--- BEGIN ---

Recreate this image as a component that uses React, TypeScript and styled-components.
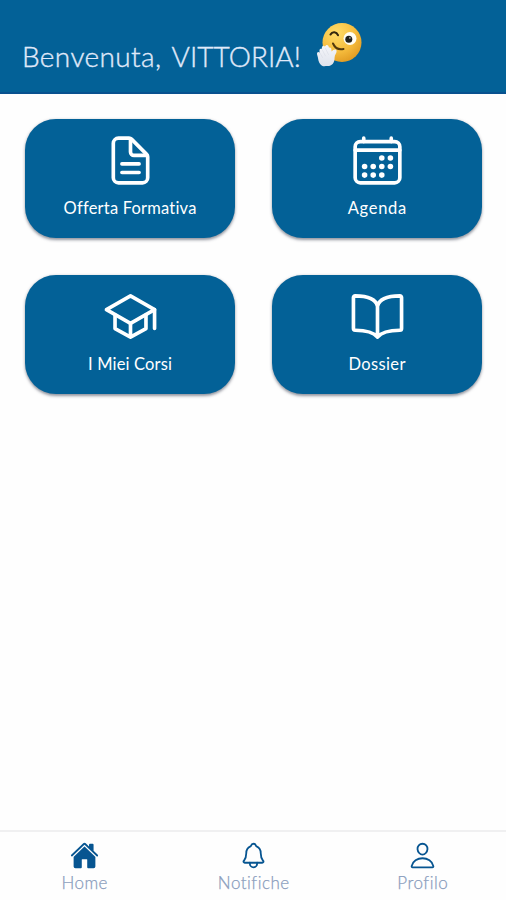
import React from "react";
import styled, { createGlobalStyle } from "styled-components";

const Global = createGlobalStyle`
  * { box-sizing: border-box; }
  body { margin: 0; background: #fefefe; font-family: Lato, "Open Sans", sans-serif; }
`;

const Screen = styled.div`
  display: flex;
  flex-direction: column;
  height: 900px;
  overflow: hidden;
  background: #fefefe;
`;

const Header = styled.header`
  display: flex;
  align-items: flex-start;
  height: 94px;
  padding: 21px 22px 0;
  background: #036197;
  border-bottom: 2px solid #08518f;
`;

const Greeting = styled.h1`
  width: 294px;
  margin: 17px 0 0;
  font-size: 28px;
  line-height: 36px;
  font-weight: 300;
  letter-spacing: 0.4px;
  word-spacing: 2px;
  white-space: nowrap;
  color: #e0eafa;
  -webkit-text-stroke: 0.35px #e0eafa;
`;

const GuestName = styled.span`
  letter-spacing: 0.05px;
`;

const Tiles = styled.main`
  flex: 1;
  display: grid;
  grid-template-columns: 210px 210px;
  grid-auto-rows: 119px;
  gap: 37px;
  padding: 25px 25px 0;
`;

const Tile = styled.button`
  display: flex;
  flex-direction: column;
  align-items: center;
  padding: 14px 0 0;
  border: 0;
  border-radius: 31px;
  background: #036197;
  color: #fff;
  font-family: inherit;
  box-shadow: 0 1.5px 3px rgba(40, 45, 65, 0.5);
`;

const TileLabel = styled.span<{ $spacing: number }>`
  margin-top: 9px;
  font-size: 16.5px;
  line-height: 22px;
  letter-spacing: ${(p) => p.$spacing}px;
  margin-right: ${(p) => -p.$spacing}px;
  white-space: nowrap;
`;

const TileIcon = styled.svg`
  display: block;
  width: 55px;
  height: 55px;
  fill: none;
  stroke: currentColor;
  stroke-width: 34;
  stroke-linecap: round;
  stroke-linejoin: round;
`;

const TabBar = styled.nav`
  display: grid;
  grid-template-columns: repeat(3, 169px);
  height: 70px;
  border-top: 2px solid #f0f0f1;
`;

const Tab = styled.button`
  display: flex;
  flex-direction: column;
  align-items: center;
  padding: 9px 0 0;
  border: 0;
  background: none;
  color: #075591;
  font-family: inherit;
`;

const TabIcon = styled.svg`
  display: block;
  width: 29px;
  height: 29px;
  fill: none;
  stroke: currentColor;
  stroke-width: 32;
  stroke-linecap: round;
  stroke-linejoin: round;
`;

const TabLabel = styled.span<{ $spacing: number }>`
  margin-top: 2px;
  font-size: 17px;
  line-height: 22px;
  font-weight: 300;
  letter-spacing: ${(p) => p.$spacing}px;
  margin-right: ${(p) => -p.$spacing}px;
  color: #8a9dbd;
  -webkit-text-stroke: 0.25px #8a9dbd;
`;

const Emoji = () => (
  <svg width="46" height="48" viewBox="0 0 46 48" aria-label="Saluto">
    <defs>
      <radialGradient id="face" cx="35%" cy="25%" r="80%">
        <stop offset="0" stopColor="#ffdc68" />
        <stop offset=".6" stopColor="#f6bd3e" />
        <stop offset="1" stopColor="#e19b22" />
      </radialGradient>
      <linearGradient id="hand" x1="0" y1="0" x2="0" y2="1">
        <stop offset="0" stopColor="#f5f6fa" />
        <stop offset="1" stopColor="#dfe3ec" />
      </linearGradient>
    </defs>
    <circle cx="26" cy="21.500" r="19.500" fill="url(#face)" />
    <circle cx="34" cy="17.500" r="6.500" fill="#fffdf4" />
    <circle cx="32.800" cy="18.300" r="3.500" fill="#20201d" />
    <circle cx="33.900" cy="16.900" r=".7" fill="#fff" />
    <path d="M14.500 13.500c2-3.500 6-2.800 7.500.700" fill="none" stroke="#33260d" strokeWidth="2.100" strokeLinecap="round" />
    <path d="M17 22.500c2 4.500 6 6.500 10.500 5.500" fill="none" stroke="#51380d" strokeWidth="2" strokeLinecap="round" />
    <path d="M5 44c-3-3-2.400-6-3.800-10-.8-2.400 1-4 2.500-2.300-.7-3 .2-4.600 2-3.600 0-3 1.700-4.200 3.200-2.500 1.600-3 3.900-1.500 4 1 2.300-.4 2.600 1.200 2.700 4 1.500-2.200 4.700-2.800 5-.7.2 2-2 3.700-2 6.500 0 5.500-2.800 8.600-7 8.700-3 0-5 .6-6.600-1.100z" fill="url(#hand)" />
    <path d="m4 32 2.500 4.500M6.300 29 9.500 35M9.500 27.500l3 6" fill="none" stroke="#d5d9e3" strokeWidth=".5" strokeLinecap="round" />
  </svg>
);

const calendarDots = [
  [296, 232], [376, 232],
  [136, 312], [216, 312], [296, 312], [376, 312],
  [136, 392], [216, 392], [296, 392],
];

const tiles = [
  {
    label: "Offerta Formativa", spacing: 0.2,
    art: <><path d="M416 221.250V416a48 48 0 01-48 48H144a48 48 0 01-48-48V96a48 48 0 0148-48h98.750a32 32 0 0122.620 9.370l141.260 141.260a32 32 0 019.370 22.620z" /><path d="M256 56v120a32 32 0 0032 32h120M176 288h160M176 368h160" /></>,
  },
  {
    label: "Agenda", spacing: 0.7,
    art: <><rect x="48" y="80" width="416" height="384" rx="48" /><path d="M128 48v32M384 48v32M464 160H48" />{calendarDots.map(([x, y]) => <circle key={`${x}-${y}`} cx={x} cy={y} r="26" fill="currentColor" stroke="none" />)}</>,
  },
  {
    label: "I Miei Corsi", spacing: 0.15,
    art: <><path d="M32 192L256 64l224 128-224 128L32 192z" /><path d="M112 240v128l144 80 144-80V240M480 368V192M256 320v128" /></>,
  },
  {
    label: "Dossier", spacing: 0.35,
    art: <path d="M256 160c16-63.160 76.430-95.410 208-96a15.940 15.940 0 0116 16v288a16 16 0 01-16 16c-128 0-177.450 25.810-208 64-30.370-38-80-64-208-64-9.880 0-16-8.050-16-17.930V80a15.940 15.940 0 0116-16c131.570.590 192 32.840 208 96zM256 160v288" />,
  },
];

const tabs = [
  {
    label: "Home", spacing: 0.45,
    art: <g fill="currentColor" stroke="none"><path d="M261.560 101.280a8 8 0 00-11.060 0L66.400 277.150a8 8 0 00-2.470 5.790L63.900 448a32 32 0 0032 32H192a16 16 0 0016-16V328a8 8 0 018-8h80a8 8 0 018 8v136a16 16 0 0016 16h96.060a32 32 0 0032-32V282.940a8 8 0 00-2.470-5.790z" /><path d="M490.910 244.150l-74.800-71.560V64a16 16 0 00-16-16h-48a16 16 0 00-16 16v32l-57.920-55.380C272.770 35.140 264.710 32 256 32c-8.680 0-16.720 3.140-22.140 8.630l-212.700 203.500c-6.220 6-7 15.870-1.340 22.370A16 16 0 0043 267.560L250.500 69.280a8 8 0 0111.060 0l207.520 198.280a16 16 0 0022.590-.440c6.140-6.360 5.630-16.860-.760-22.970z" /></g>,
  },
  {
    label: "Notifiche", spacing: 0.5,
    art: <><path d="M427.680 351.430C402 320 383.870 304 383.870 217.350 383.870 138 343.350 109.730 310 96c-4.430-1.820-8.600-6-9.950-10.550C294.200 65.540 277.800 48 256 48s-38.210 17.550-44 37.470c-1.350 4.600-5.520 8.710-9.950 10.530-33.390 13.750-73.870 41.920-73.870 121.350C128.130 304 110 320 84.320 351.430 73.680 364.450 83 384 101.610 384h308.880c18.510 0 27.770-19.610 17.190-32.570z" /><path d="M320 384v16a64 64 0 01-128 0v-16" /></>,
  },
  {
    label: "Profilo", spacing: 0.5,
    art: <><path d="M344 144c-3.920 52.870-44 96-88 96s-84.150-43.120-88-96c-4-55 35-96 88-96s92 42 88 96z" /><path d="M256 304c-87 0-175.300 48-191.640 138.600C62.390 453.520 68.570 464 80 464h352c11.440 0 17.620-10.480 15.650-21.400C431.300 352 343 304 256 304z" /></>,
  },
];

export default function App() {
  return (
    <Screen>
      <Global />
      <Header>
        <Greeting>Benvenuta, <GuestName>VITTORIA!</GuestName></Greeting>
        <Emoji />
      </Header>
      <Tiles>
        {tiles.map(({ label, spacing, art }) => (
          <Tile key={label}>
            <TileIcon viewBox="0 0 512 512">{art}</TileIcon>
            <TileLabel $spacing={spacing}>{label}</TileLabel>
          </Tile>
        ))}
      </Tiles>
      <TabBar>
        {tabs.map(({ label, spacing, art }) => (
          <Tab key={label}>
            <TabIcon viewBox="0 0 512 512">{art}</TabIcon>
            <TabLabel $spacing={spacing}>{label}</TabLabel>
          </Tab>
        ))}
      </TabBar>
    </Screen>
  );
}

--- END ---

REQUIRED TASK -
Find all lines where the word "React" appears. Copy them.

ANSWER TO THIS PROBLEM -
Recreate this image as a component that uses React, TypeScript and styled-components.
import React from "react";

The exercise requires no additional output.